Frankly, I was a bit stunned by this zoologist-turned-detective’s outburst, and not only because he was apparently acquainted with the rogue who’d stolen my hat. Having hardly exchanged more than a polite “Good morning” or “Good evening” with a soul since returning to London, I found myself rather breathless when confronted with so much confused eloquence. “Jun,” I managed, “Matsumoto Jun. Lately medical attendant of British forces in the Sudan, currently a London doctor of no fixed address.”
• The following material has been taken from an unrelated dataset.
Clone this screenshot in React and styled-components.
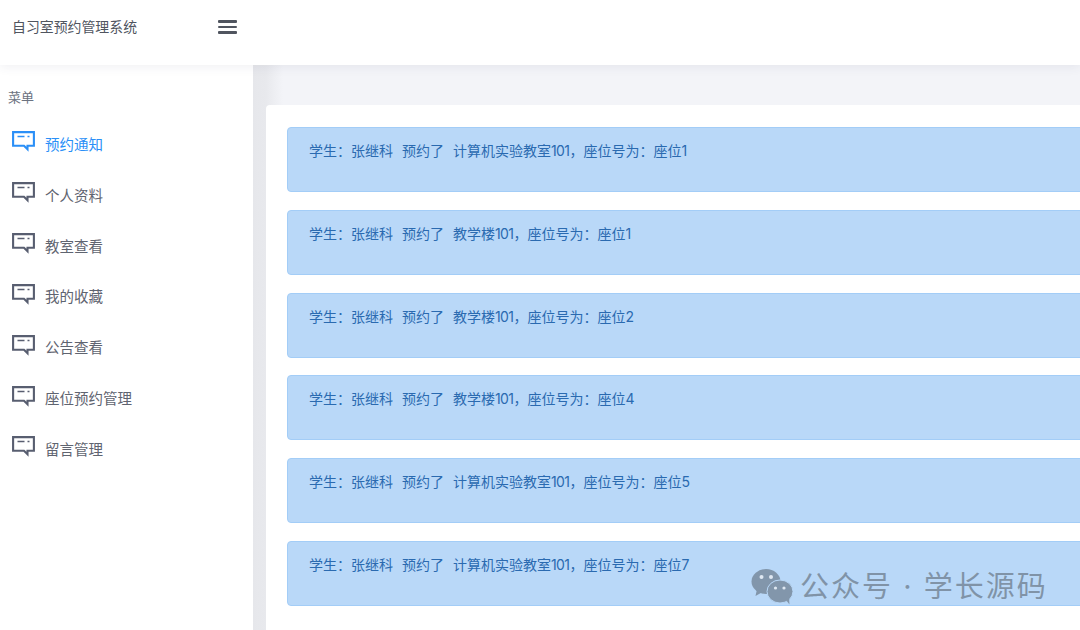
import React from 'react';
import styled, { createGlobalStyle } from 'styled-components';

const GlobalStyle = createGlobalStyle`
    html, body {
        margin: 0;
        padding: 0;
        height: 100%;
        overflow: hidden;
        background: #f3f4f8;
        font-family: Inter, "Noto Sans CJK SC", sans-serif;
    }
    * {
        box-sizing: border-box;
    }
`;

const Page = styled.div`
    position: relative;
    width: 1080px;
    height: 630px;
    display: flex;
    flex-flow: column;
    overflow: hidden;
`;

const Header = styled.header`
    position: relative;
    z-index: 2;
    flex: 0 0 65px;
    display: flex;
    align-items: center;
    padding: 0 0 11px 12px;
    background: #fff;
    box-shadow: 0 2px 10px rgba(60, 70, 100, 0.08);
`;

const Title = styled.div`
    width: 206px;
    margin-bottom: 2px;
    font-size: 13.9px;
    color: #50555f;
`;

const Burger = styled.div`
    width: 19px;
    display: flex;
    flex-flow: column;
    gap: 2.7px;

    span {
        height: 2.6px;
        background: #50555f;
        border-radius: 1px;
    }
`;

const Body = styled.div`
    flex: 1;
    display: flex;
    min-height: 0;
`;

const Sidebar = styled.aside`
    position: relative;
    z-index: 1;
    flex: 0 0 253px;
    padding: 23px 0 0 0;
    background: #fff;
`;

const MenuLabel = styled.div`
    padding-left: 8px;
    font-size: 13px;
    line-height: 18px;
    color: #6b7280;
    margin-bottom: 12px;
`;

const MenuItem = styled.div`
    height: 50.83px;
    display: flex;
    align-items: center;
    padding-left: 12px;
    gap: 10px;
    font-size: 14.5px;
    color: ${({ $active }) => ($active ? '#2a8ff7' : '#5f6470')};
`;

const MainArea = styled.main`
    flex: 1;
    padding: 40px 0 0 13px;
    min-width: 0;
    background: linear-gradient(90deg, #e6e7eb 0, #e8e9ed 13px, #f3f4f8 30px);
`;

const Card = styled.section`
    height: 100%;
    padding: 22px 0 0 21px;
    background: #fff;
    border-radius: 4px 0 0 0;
    display: flex;
    flex-flow: column;
    gap: 17.8px;
`;

const Notice = styled.div`
    flex: 0 0 65px;
    width: 830px;
    padding: 13px 21px;
    display: flex;
    gap: 9px;
    font-size: 14px;
    line-height: 20px;
    color: #2a6ab0;
    background: #b9d8f8;
    border: 1px solid #a3cdf7;
    border-radius: 4px;
`;

const Digits = styled.span`
    letter-spacing: -0.6px;
`;

const Watermark = styled.div`
    position: absolute;
    left: 751px;
    top: 568px;
    display: flex;
    align-items: center;
    gap: 7px;
    font-size: 29px;
    line-height: 38px;
    letter-spacing: 2px;
    color: rgba(110, 125, 140, 0.75);
`;

const MENU = ['预约通知', '个人资料', '教室查看', '我的收藏', '公告查看', '座位预约管理', '留言管理'];

const NOTICES = [
    ['计算机实验教室', '1'],
    ['教学楼', '1'],
    ['教学楼', '2'],
    ['教学楼', '4'],
    ['计算机实验教室', '5'],
    ['计算机实验教室', '7'],
];

const ChatIcon = ({ color }) => (
    <svg width="23" height="22" viewBox="0 0 23 22" fill="none" style={{ marginTop: -4 }}>
        <path d="M1.100 2.100h20.800v13.700h-6.400v3.400L12 15.800H1.100z" stroke={color} strokeWidth="2.100" />
        <path d="M5.500 6.500h7M15.500 6.500h2" stroke={color} strokeWidth="1.600" />
    </svg>
);

const WechatLogo = () => (
    <svg width="42" height="36" viewBox="0 0 42 36">
        <ellipse cx="15" cy="12.500" rx="14.500" ry="12.500" fill="#8296ab" />
        <path d="M6 20l-1.500 7 7-4z" fill="#8296ab" />
        <ellipse cx="29" cy="22.500" rx="13" ry="11.500" fill="#8296ab" stroke="#b9d8f8" strokeWidth="1" />
        <path d="M35 31l3.500 4.500-.5-7z" fill="#8296ab" />
        <circle cx="10.500" cy="8" r="2" fill="#dfe8f2" />
        <circle cx="20" cy="8" r="2" fill="#dfe8f2" />
        <circle cx="24.500" cy="19" r="1.600" fill="#dfe8f2" />
        <circle cx="33" cy="19" r="1.600" fill="#dfe8f2" />
    </svg>
);

const App = () => {
    return (
        <Page>
            <GlobalStyle />
            <Header>
                <Title>自习室预约管理系统</Title>
                <Burger>
                    <span />
                    <span />
                    <span />
                </Burger>
            </Header>

            <Body>
                <Sidebar>
                    <MenuLabel>菜单</MenuLabel>
                    {MENU.map((name, i) => (
                        <MenuItem key={name} $active={i === 0}>
                            <ChatIcon color={i === 0 ? '#2a8ff7' : '#585e70'} />
                            {name}
                        </MenuItem>
                    ))}
                </Sidebar>

                <MainArea>
                    <Card>
                        {NOTICES.map(([room, seat], i) => (
                            <Notice key={i}>
                                <span>学生：张继科</span>
                                <span>预约了</span>
                                <span>{room}<Digits>101</Digits>，座位号为：座位{seat}</span>
                            </Notice>
                        ))}
                    </Card>
                </MainArea>
            </Body>

            <Watermark>
                <WechatLogo />
                公众号 · 学长源码
            </Watermark>
        </Page>
    );
};

export default App;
I may have imagined it, but the detective’s eyes seemed to soften further at my words. “Jun,” he replied, his breathy, surprisingly deep voice sending a strange thrill down my spine as he pronounced the syllable, “I realize that this is rather unorthodox on so short an acquaintance, but I was just heading for a late supper at the Oxford Club. You know it?” I nodded. “Then would you care to accompany me? There is a chill in the air, and I think we could both use a strong drink. Will you join me?” he repeated, his eyes so irresistibly entreating that before I had time to think I found myself nodding my assent.
“I would be delighted, sir.”
“Please call me Masaki,” he grinned cheerfully in response, stepping beside me and offering me his arm, “Will you take my arm, Jun?”
I flinched away from the proffered arm automatically, hating the thought that he might be inviting me out of mere pity. In those first months of my injury, I was very proud, and I shied away instinctively from all (often imagined) notice of it by others. “No,” I replied stiffly, my jaw suddenly tight, “In spite of my appearance, I am perfectly capable of making my own way, sir.”
Aiba dropped his arm immediately, looking for a moment as though I’d slapped him before he seemed to compose himself. He turned away quickly and began walking forward, “I beg your pardon, sir,” he offered, so gently that I instantly abhorred my rudeness.
I was falling back into my mood of fretful gloom as we made our way forward when Aiba suddenly raised a hand to his hair and burst out laughing, surprising me with his breathy guffaws. “Would you believe it, my dear Jun,” he exclaimed, “but I’ve lost my hat!”
As he turned to me with a warm smile, I could not help joining in his laughter, privately convinced that I would never again encounter a detective both so agreeable and so incompetent, a hypothesis that our future adventures would provide ample evidence to support.